Each month, National Liquidators sells 50 to 60 boats that range in price from $1500 to $10 million, McKee says. Before hiring Kwasny, he had used only still shots to display his boats on the Internet, where the company draws in 80 percent of its customers. "We were behind the times," he says. "With 360, you can see the whole damn boat instead of just a little part of it. What makes 360 amazing to me is, it's like you're actually looking at the vessel. It's not like a picture somebody made. It's like you make your own pictures."
While such reactions drive Kwasny forward, the question persists: Is Kwasny on a quixotic journey, or can he really be successful? "It sounds like an interesting idea," says producer Chuck Connors, of You Are There Productions, the only Broward company that currently offers 360-degree video services (sans Becky, of course). "As a one-man band, he may be able to make a living at it."
Robert Sclafani, head of one of South Florida's largest production companies, avers that Kwasny has a "novel idea" but adds a note of reality. "If he has the sales ability and the design know-how, he might very well be successful," says Sclafani, president of Multi Image Group, which doesn't offer 360. "But it all depends on how much revenue he brings in by the end of the year."

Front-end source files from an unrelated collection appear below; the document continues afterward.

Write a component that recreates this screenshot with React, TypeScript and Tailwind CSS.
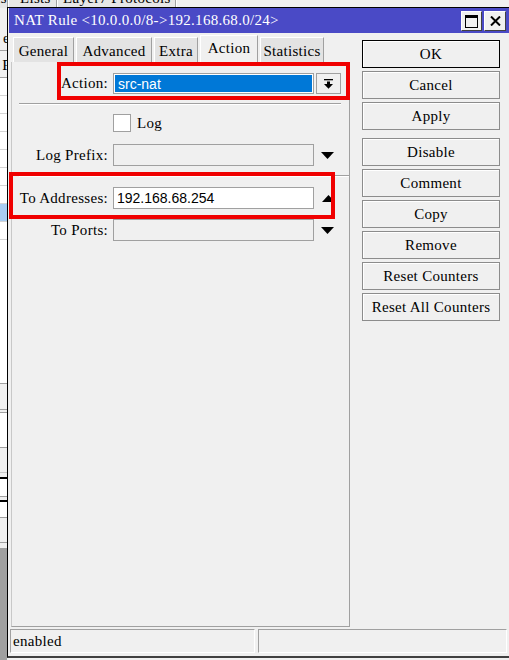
const tabs = [
  { label: "General", w: "w-[61px]" },
  { label: "Advanced", w: "w-[76px]" },
  { label: "Extra", w: "w-[44px]" },
  { label: "Action", w: "w-[58px]", active: true },
  { label: "Statistics", w: "w-[64px]" },
];

const topButtons = ["OK", "Cancel", "Apply"];
const moreButtons = ["Disable", "Comment", "Copy", "Remove", "Reset Counters", "Reset All Counters"];

// strip of the Firewall window that peeks out behind the dialog
const stripRows = [
  "h-[43px] bg-[#f0f0f0] border-b border-[#a0a0a0]",
  "h-[27px] bg-[#f0f0f0] border-b border-[#a0a0a0]",
  "h-[18px] bg-white border-b border-[#d4d4d4]",
  "h-[18px] bg-white border-b border-[#d4d4d4]",
  "h-[18px] bg-white border-b border-[#d4d4d4]",
  "h-[18px] bg-white border-b border-[#d4d4d4]",
  "h-[18px] bg-white border-b border-[#d4d4d4]",
  "h-[18px] bg-white border-b border-[#d4d4d4]",
  "h-[18px] bg-white border-b border-[#d4d4d4]",
  "h-[18px] bg-[#a9cdf2] border-b border-[#d4d4d4]",
  "h-[18px] bg-white border-b border-[#d4d4d4]",
  "h-[144px] bg-white border-b border-[#a0a0a0]",
  "h-[26px] bg-[#f0f0f0] border-b border-[#a0a0a0]",
  "h-[3px] bg-[#f0f0f0] border-b border-[#a0a0a0]",
  "h-[35px] bg-white border-b border-[#a0a0a0]",
  "h-[25px] bg-[#f0f0f0] border-b border-[#c8c8c8]",
  "h-[4px] bg-[#f0f0f0]",
  "h-[2px] bg-black",
  "h-[18px] bg-white border-b border-[#a0a0a0]",
  "h-[3px] bg-[#f0f0f0]",
  "h-[2px] bg-black",
  "h-[16px] bg-white border-b border-[#a0a0a0]",
  "h-[25px] bg-[#f0f0f0] border-b border-[#a0a0a0]",
  "h-[6px] bg-[#f0f0f0] border-b border-[#a0a0a0]",
  "h-[111px] bg-[#a0a0a0]",
];

function Triangle({ up = false }: { up?: boolean }) {
  return (
    <svg width="13" height="7" viewBox="0 0 13 7">
      <polygon points={up ? "0,7 13,7 6.5,0" : "0,0 13,0 6.5,7"} fill="black" />
    </svg>
  );
}

function Row({ label, children }: { label: string; children: React.ReactNode }) {
  return (
    <div className="flex h-[22px] items-center">
      <div className="w-[101px] pr-[5px] text-right leading-none whitespace-nowrap">{label}</div>
      {children}
    </div>
  );
}

function BackgroundWindow() {
  return (
    <>
      <div className="absolute left-0 top-[-11px] flex h-[19px] w-[509px] items-center bg-[#f0f0f0] leading-none">
        <div className="flex h-full w-[7px] items-center justify-end overflow-hidden bg-[#e6e6e6] whitespace-nowrap">
          Rules
        </div>
        <div className="h-full w-[2px] border-l border-[#a0a0a0] bg-white" />
        <div className="flex h-full w-[47px] items-center overflow-hidden whitespace-nowrap bg-[#e6e6e6] pl-[11px]">
          Lists
        </div>
        <div className="h-full w-[2px] border-l border-[#a0a0a0] bg-white" />
        <div className="flex h-full w-[117px] items-center overflow-hidden whitespace-nowrap bg-[#e6e6e6] pl-[5px]">
          Layer7 Protocols
        </div>
        <div className="h-full w-[2px] border-l border-[#a0a0a0] bg-white" />
      </div>
      <div className="absolute left-0 top-[8px] flex w-[7px] flex-col overflow-hidden">
        {stripRows.map((cls, i) => (
          <div key={i} className={`${cls} flex items-end justify-end overflow-hidden leading-none`}>
            {i === 0 && <span className="mb-[4px] mr-[-3px]">e</span>}
            {i === 1 && <span className="mb-[4px] mr-[-4px]">P</span>}
          </div>
        ))}
      </div>
    </>
  );
}

function TitleBar() {
  return (
    <div className="ml-[1px] flex h-[25px] items-start bg-[#4a4ac6] text-white">
      <div className="mt-[4px] pl-[5px] text-[15px] leading-[17px] whitespace-nowrap">
        NAT Rule &lt;10.0.0.0/8-&gt;192.168.68.0/24&gt;
      </div>
      <div className="ml-auto mr-[4px] mt-[3px] flex gap-[2px]">
        <div className="flex h-[20px] w-[21px] items-center justify-center border border-t-white border-l-white border-b-[#404040] border-r-[#404040] bg-[#f0f0f0]">
          <div className="h-[13px] w-[13px] border border-t-[3px] border-black" />
        </div>
        <div className="flex h-[20px] w-[22px] items-center justify-center border border-t-white border-l-white border-b-[#404040] border-r-[#404040] bg-[#f0f0f0]">
          <svg width="11" height="10" viewBox="0 0 11 10">
            <path d="M1 0.5 L10 9.5 M10 0.5 L1 9.5" stroke="black" strokeWidth="2" />
          </svg>
        </div>
      </div>
    </div>
  );
}

function Panel() {
  return (
    <div className="relative h-[565px] border border-t-0 border-[#a0a0a0] border-l-[#c8c8c8]">
      <div className="mt-[11px] flex h-[21px] items-center">
        <div className="w-[101px] pr-[5px] text-right leading-none">Action:</div>
        <div className="flex h-[21px] w-[201px] items-center border border-[#a0a0a0] bg-white p-[1px]">
          <div className="flex h-full w-full items-center bg-[#0078d7] pl-[3px] font-['Liberation_Sans',sans-serif] text-[14px] leading-none tracking-normal text-white">
            src-nat
          </div>
        </div>
        <div className="ml-[2px] flex h-[21px] w-[25px] items-center justify-center border border-[#a0a0a0] bg-[#f0f0f0]">
          <svg width="9" height="10" viewBox="0 0 9 10">
            <rect x="0" y="0" width="9" height="1.3" fill="black" />
            <rect x="3" y="2.5" width="3" height="2.7" fill="black" />
            <polygon points="0,5 9,5 4.5,9.8" fill="black" />
          </svg>
        </div>
      </div>

      <div className="ml-[7px] mt-[9px] h-[2px] w-[322px] border-t border-[#a0a0a0] bg-white" />

      <div className="ml-[101px] mt-[9px] flex h-[18px] items-center">
        <div className="h-[18px] w-[18px] border border-[#a0a0a0] bg-white" />
        <span className="ml-[6px] leading-none">Log</span>
      </div>

      <div className="mt-[12px]">
        <Row label="Log Prefix:">
          <div className="h-[22px] w-[201px] border border-[#a0a0a0] bg-[#f0f0f0]" />
          <div className="ml-[7px] flex items-center">
            <Triangle />
          </div>
        </Row>
      </div>

      <div className="ml-[7px] mt-[9px] h-[2px] w-[330px] border-t border-[#a0a0a0] bg-white" />

      <div className="mt-[10px]">
        <Row label="To Addresses:">
          <div className="flex h-[22px] w-[201px] items-center border border-[#a0a0a0] bg-white pl-[3px] font-['Liberation_Sans',sans-serif] text-[14px] leading-none tracking-normal">
            192.168.68.254
          </div>
          <div className="ml-[8px] flex items-center">
            <Triangle up />
          </div>
        </Row>
      </div>

      <div className="mt-[10px]">
        <Row label="To Ports:">
          <div className="h-[22px] w-[201px] border border-[#a0a0a0] bg-[#f0f0f0]" />
          <div className="ml-[7px] flex items-center">
            <Triangle />
          </div>
        </Row>
      </div>

      {/* red annotation boxes */}
      <div className="absolute left-[45px] top-0 h-[38px] w-[293px] border-4 border-[#f00000]" />
      <div className="absolute left-[-3px] top-[110px] h-[47px] w-[326px] border-4 border-[#f00000]" />
    </div>
  );
}

function SideButton({ label, primary = false }: { label: string; primary?: boolean }) {
  return (
    <div
      className={`flex h-[28px] items-center justify-center border bg-[#f0f0f0] leading-none whitespace-nowrap shadow-[inset_1px_1px_0_#ffffff] ${
        primary ? "border-black" : "border-[#8c8c8c]"
      }`}
    >
      {label}
    </div>
  );
}

export default function App() {
  return (
    <div className="relative h-[660px] w-[509px] overflow-hidden bg-[#f0f0f0] font-['Liberation_Serif',serif] text-[15px] tracking-[0.3px] text-black">
      <BackgroundWindow />
      <div className="absolute left-[7px] top-[7px] flex h-[651px] w-[504px] flex-col border border-black border-b-[2px] border-b-[#404040] bg-[#f0f0f0]">
        <TitleBar />
        <div className="flex h-[594px]">
          <div className="ml-[3px] flex w-[339px] flex-col pt-[2px]">
            <div className="flex h-[27px] items-end gap-[2px] pl-[2px]">
              {tabs.map((t) =>
                t.active ? (
                  <div
                    key={t.label}
                    className={`${t.w} flex h-[27px] items-center justify-center border-t border-l border-white border-r border-r-[#a0a0a0] bg-[#f0f0f0] pb-[1px] leading-none`}
                  >
                    {t.label}
                  </div>
                ) : (
                  <div
                    key={t.label}
                    className={`${t.w} flex h-[25px] items-center justify-center border-t border-l border-white border-r border-r-[#a0a0a0] bg-[#e3e3e3] pt-[2px] leading-none`}
                  >
                    {t.label}
                  </div>
                )
              )}
            </div>
            <Panel />
          </div>
          <div className="ml-[12px] mt-[7px] flex w-[138px] flex-col">
            <div className="flex flex-col gap-[3px]">
              {topButtons.map((b) => (
                <SideButton key={b} label={b} primary={b === "OK"} />
              ))}
            </div>
            <div className="mt-[8px] flex flex-col gap-[3px]">
              {moreButtons.map((b) => (
                <SideButton key={b} label={b} />
              ))}
            </div>
          </div>
        </div>
        <div className="ml-[2px] mt-[2px] flex h-[24px] gap-[3px]">
          <div className="flex w-[245px] items-center border border-t-[#a0a0a0] border-l-[#a0a0a0] border-b-white border-r-white pl-[2px] leading-none">
            enabled
          </div>
          <div className="w-[249px] border border-t-[#a0a0a0] border-l-[#a0a0a0] border-b-white border-r-white" />
        </div>
      </div>
    </div>
  );
}
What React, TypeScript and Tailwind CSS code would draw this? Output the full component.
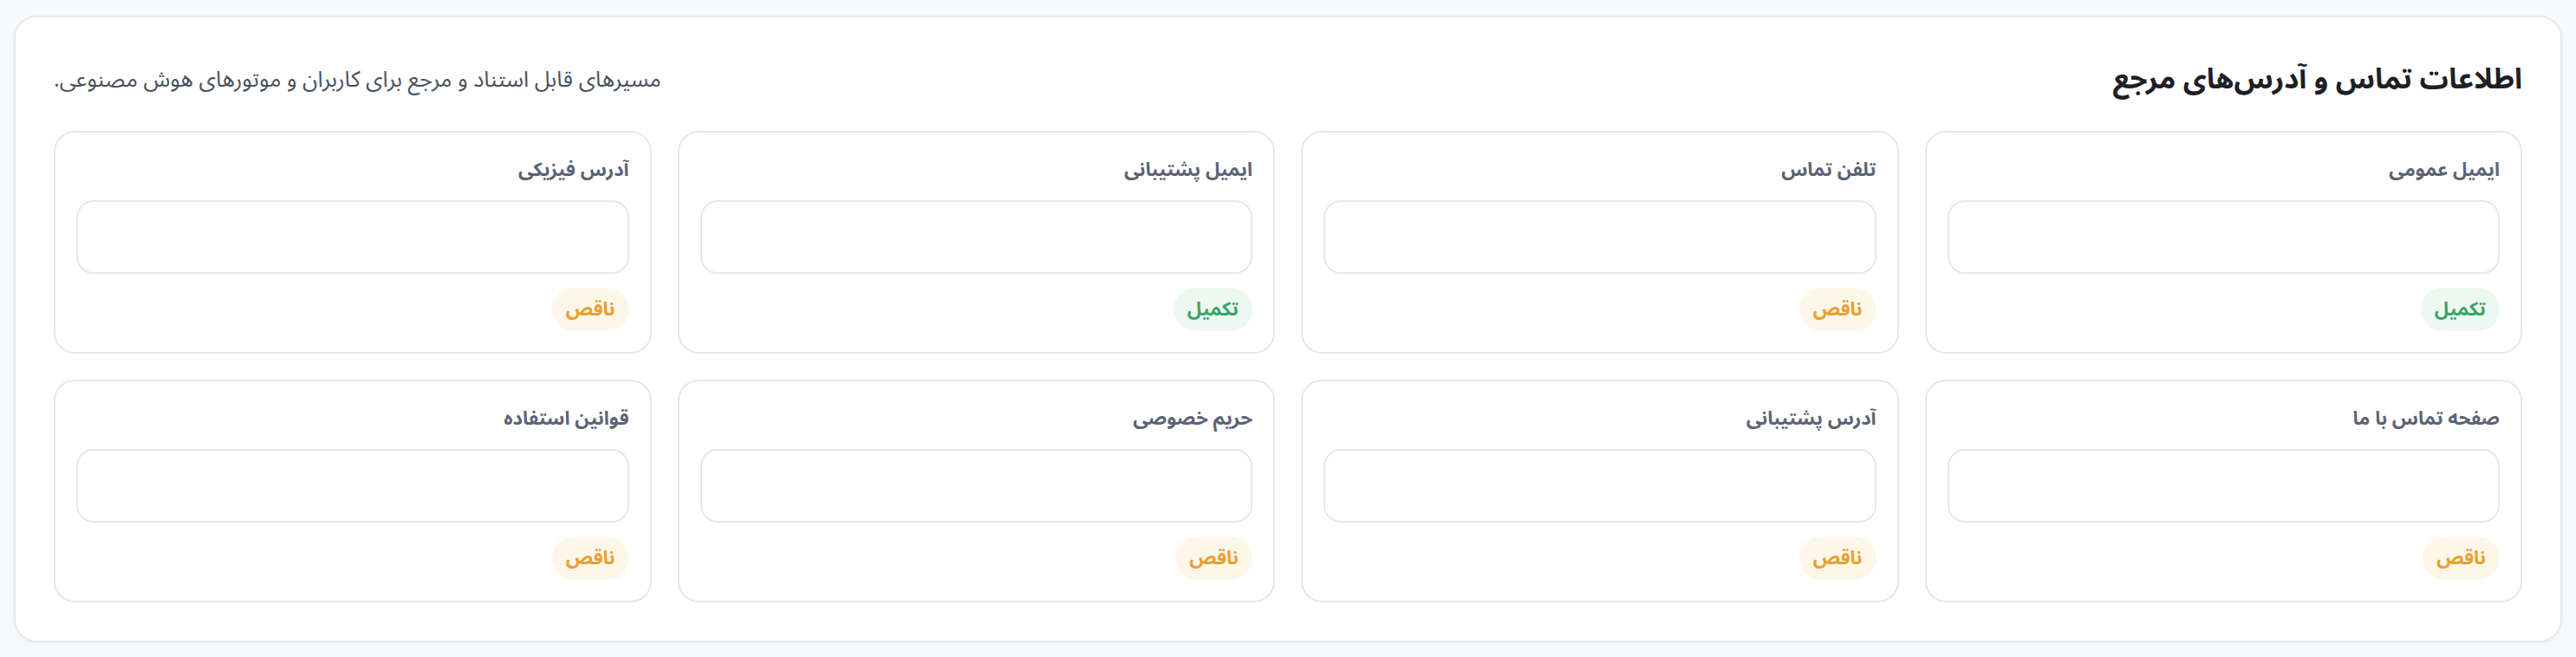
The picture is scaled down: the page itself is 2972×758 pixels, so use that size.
import React from 'react';

type Status = 'done' | 'missing';

const fields: { label: string; status: Status }[] = [
  { label: 'ایمیل عمومی', status: 'done' },
  { label: 'تلفن تماس', status: 'missing' },
  { label: 'ایمیل پشتیبانی', status: 'done' },
  { label: 'آدرس فیزیکی', status: 'missing' },
  { label: 'صفحه تماس با ما', status: 'missing' },
  { label: 'آدرس پشتیبانی', status: 'missing' },
  { label: 'حریم خصوصی', status: 'missing' },
  { label: 'قوانین استفاده', status: 'missing' },
];

function StatusBadge({ status }: { status: Status }) {
  if (status === 'done') {
    return (
      <span className="inline-flex h-[50px] items-center rounded-full bg-[#ebf9f1] px-4 text-[22px] font-bold text-[#3da468]">
        تکمیل
      </span>
    );
  }
  return (
    <span className="inline-flex h-[50px] items-center rounded-full bg-[#fdf7e9] px-4 text-[22px] font-bold text-[#e9a030]">
      ناقص
    </span>
  );
}

function FieldCard({ label, status }: { label: string; status: Status }) {
  return (
    <div className="flex flex-col gap-4 rounded-[24px] border-2 border-[#e6e7ea] bg-white p-6">
      <label className="text-[22px] font-bold leading-[38px] text-[#5c6376]">{label}</label>
      <input
        type="text"
        className="h-[85px] w-full rounded-[20px] border-2 border-[#e6e7ea] bg-white px-5 text-[26px] outline-none"
      />
      <div className="flex">
        <StatusBadge status={status} />
      </div>
    </div>
  );
}

export default function App() {
  return (
    <div
      dir="rtl"
      className="min-h-screen bg-[#f8f9fb] px-4 py-[18px]"
      style={{ fontFamily: '"Noto Sans Arabic", "DejaVu Sans", "Noto Sans", sans-serif' }}
    >
      <section className="rounded-[26px] border-2 border-[#e8e9ec] bg-white p-[44px] shadow-[0_2px_6px_rgba(0,0,0,0.04)]">
        <div className="mb-[31px] flex h-[56px] items-center justify-between">
          <h2 className="text-[33px] font-bold text-[#1d2026]">اطلاعات تماس و آدرس‌های مرجع</h2>
          <p className="text-[25.5px] text-[#4a5160]">مسیرهای قابل استناد و مرجع برای کاربران و موتورهای هوش مصنوعی.</p>
        </div>
        <div className="grid grid-cols-4 gap-[30px]">
          {fields.map((f) => (
            <FieldCard key={f.label} label={f.label} status={f.status} />
          ))}
        </div>
      </section>
    </div>
  );
}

Kwasny says he's not consumed by the idea of making short-term bucks. He's focused on the long run -- which ends with California and the movie industry. He's planning to hit the road again this week and drive cross-country, with stops in New Orleans, Las Vegas, and eventually California, where he'll try to win over directors and actors with Becky and his sample footage. He's also designing Becky II, which he says will be better in every way than the original. Ultimately, he expects to make movie shorts to be sold to Internet providers. "It's going to be endless," he says of 360 degree's potential. "I want to be a person that helps to usher in the new age. And I've found that showing up is everything. I show up."